Skip the pictures and extract all of the lines exactly as written.

━━ SUPPLIED ENTRIES

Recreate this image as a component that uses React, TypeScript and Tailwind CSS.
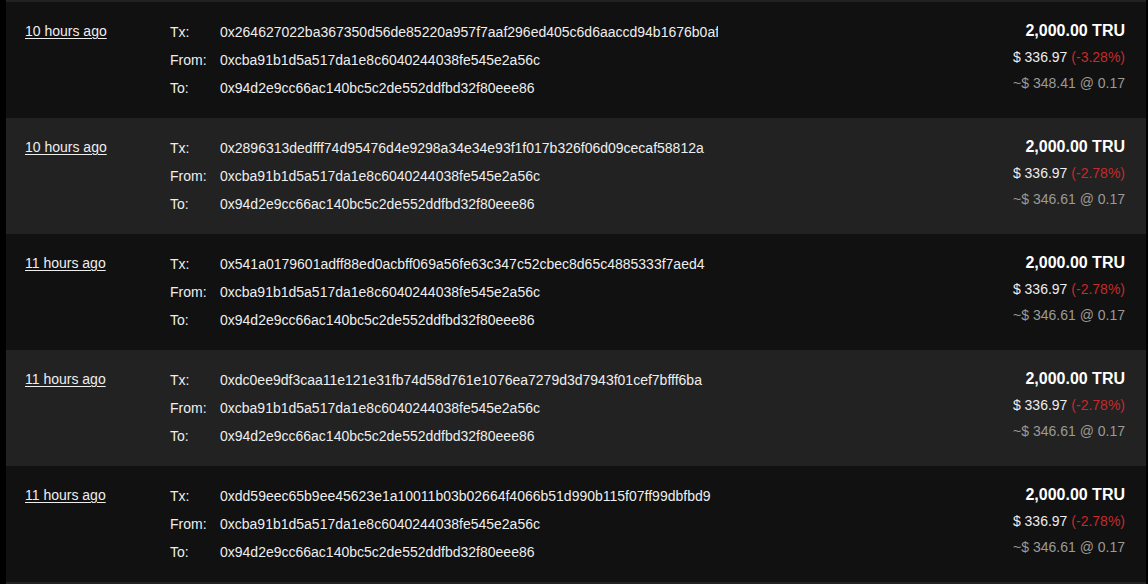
import React from "react";

const rows = [
  { time: "10 hours ago", tx: "0x264627022ba367350d56de85220a957f7aaf296ed405c6d6aaccd94b1676b0af", pct: "-3.28%", est: "~$ 348.41 @ 0.17" },
  { time: "10 hours ago", tx: "0x2896313dedfff74d95476d4e9298a34e34e93f1f017b326f06d09cecaf58812a", pct: "-2.78%", est: "~$ 346.61 @ 0.17" },
  { time: "11 hours ago", tx: "0x541a0179601adff88ed0acbff069a56fe63c347c52cbec8d65c4885333f7aed4", pct: "-2.78%", est: "~$ 346.61 @ 0.17" },
  { time: "11 hours ago", tx: "0xdc0ee9df3caa11e121e31fb74d58d761e1076ea7279d3d7943f01cef7bfff6ba", pct: "-2.78%", est: "~$ 346.61 @ 0.17" },
  { time: "11 hours ago", tx: "0xdd59eec65b9ee45623e1a10011b03b02664f4066b51d990b115f07ff99dbfbd9", pct: "-2.78%", est: "~$ 346.61 @ 0.17" },
];

const FROM = "0xcba91b1d5a517da1e8c6040244038fe545e2a56c";
const TO = "0x94d2e9cc66ac140bc5c2de552ddfbd32f80eee86";

export default function App() {
  return (
    <div
      className="w-[1148px] h-[584px] bg-black flex overflow-hidden"
      style={{ fontFamily: '"Liberation Sans", Arial, sans-serif' }}
    >
      <div className="ml-[6px] w-[1140px] flex flex-col bg-[#222222] pt-[2px]">
        {rows.map((r, i) => (
          <div
            key={i}
            className={`h-[116px] shrink-0 flex pl-[19px] pr-[21px] pt-[20px] ${i % 2 === 0 ? "bg-[#111111]" : "bg-[#222222]"}`}
          >
            <div className="w-[145px] shrink-0 text-[14px] leading-[20px] text-[#eeeeee] underline underline-offset-[2px] -mt-[1px]">
              {r.time}
            </div>
            <div className="flex flex-col text-[14px] leading-[28px] text-[#eeeeee] -mt-[4px]">
              <div className="flex">
                <span className="w-[50px] shrink-0">Tx:</span>
                <span className="w-[498px] overflow-hidden whitespace-nowrap">{r.tx}</span>
              </div>
              <div className="flex">
                <span className="w-[50px] shrink-0">From:</span>
                <span>{FROM}</span>
              </div>
              <div className="flex">
                <span className="w-[50px] shrink-0">To:</span>
                <span>{TO}</span>
              </div>
            </div>
            <div className="ml-auto flex flex-col items-end -mt-[1px]">
              <div className="text-[16px] leading-[20px] font-bold text-white">2,000.00 TRU</div>
              <div className="text-[14px] leading-[16px] mt-[8px] text-[#eeeeee]">
                $ 336.97 <span className="text-[#c62a2a]">({r.pct})</span>
              </div>
              <div className="text-[14px] leading-[16px] mt-[10px] text-[#9a9a9a]">{r.est}</div>
            </div>
          </div>
        ))}
      </div>
    </div>
  );
}
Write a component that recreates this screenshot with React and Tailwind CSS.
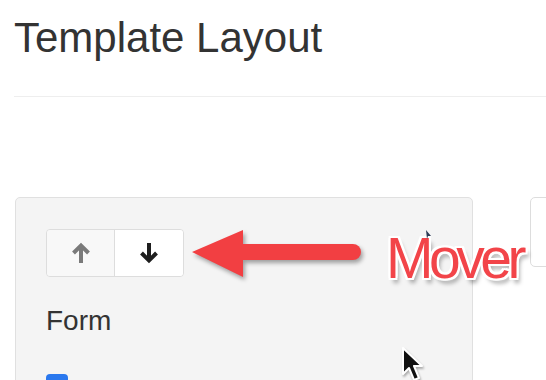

━━━━

● EXERCISE SOLUTION
Recreate this image as a component that uses React, TypeScript and Tailwind CSS.
import React from "react";

const rows = [
  { time: "10 hours ago", tx: "0x264627022ba367350d56de85220a957f7aaf296ed405c6d6aaccd94b1676b0af", pct: "-3.28%", est: "~$ 348.41 @ 0.17" },
  { time: "10 hours ago", tx: "0x2896313dedfff74d95476d4e9298a34e34e93f1f017b326f06d09cecaf58812a", pct: "-2.78%", est: "~$ 346.61 @ 0.17" },
  { time: "11 hours ago", tx: "0x541a0179601adff88ed0acbff069a56fe63c347c52cbec8d65c4885333f7aed4", pct: "-2.78%", est: "~$ 346.61 @ 0.17" },
  { time: "11 hours ago", tx: "0xdc0ee9df3caa11e121e31fb74d58d761e1076ea7279d3d7943f01cef7bfff6ba", pct: "-2.78%", est: "~$ 346.61 @ 0.17" },
  { time: "11 hours ago", tx: "0xdd59eec65b9ee45623e1a10011b03b02664f4066b51d990b115f07ff99dbfbd9", pct: "-2.78%", est: "~$ 346.61 @ 0.17" },
];

const FROM = "0xcba91b1d5a517da1e8c6040244038fe545e2a56c";
const TO = "0x94d2e9cc66ac140bc5c2de552ddfbd32f80eee86";

export default function App() {
  return (
    <div
      className="w-[1148px] h-[584px] bg-black flex overflow-hidden"
      style={{ fontFamily: '"Liberation Sans", Arial, sans-serif' }}
    >
      <div className="ml-[6px] w-[1140px] flex flex-col bg-[#222222] pt-[2px]">
        {rows.map((r, i) => (
          <div
            key={i}
            className={`h-[116px] shrink-0 flex pl-[19px] pr-[21px] pt-[20px] ${i % 2 === 0 ? "bg-[#111111]" : "bg-[#222222]"}`}
          >
            <div className="w-[145px] shrink-0 text-[14px] leading-[20px] text-[#eeeeee] underline underline-offset-[2px] -mt-[1px]">
              {r.time}
            </div>
            <div className="flex flex-col text-[14px] leading-[28px] text-[#eeeeee] -mt-[4px]">
              <div className="flex">
                <span className="w-[50px] shrink-0">Tx:</span>
                <span className="w-[498px] overflow-hidden whitespace-nowrap">{r.tx}</span>
              </div>
              <div className="flex">
                <span className="w-[50px] shrink-0">From:</span>
                <span>{FROM}</span>
              </div>
              <div className="flex">
                <span className="w-[50px] shrink-0">To:</span>
                <span>{TO}</span>
              </div>
            </div>
            <div className="ml-auto flex flex-col items-end -mt-[1px]">
              <div className="text-[16px] leading-[20px] font-bold text-white">2,000.00 TRU</div>
              <div className="text-[14px] leading-[16px] mt-[8px] text-[#eeeeee]">
                $ 336.97 <span className="text-[#c62a2a]">({r.pct})</span>
              </div>
              <div className="text-[14px] leading-[16px] mt-[10px] text-[#9a9a9a]">{r.est}</div>
            </div>
          </div>
        ))}
      </div>
    </div>
  );
}
Write a component that recreates this screenshot with React and Tailwind CSS.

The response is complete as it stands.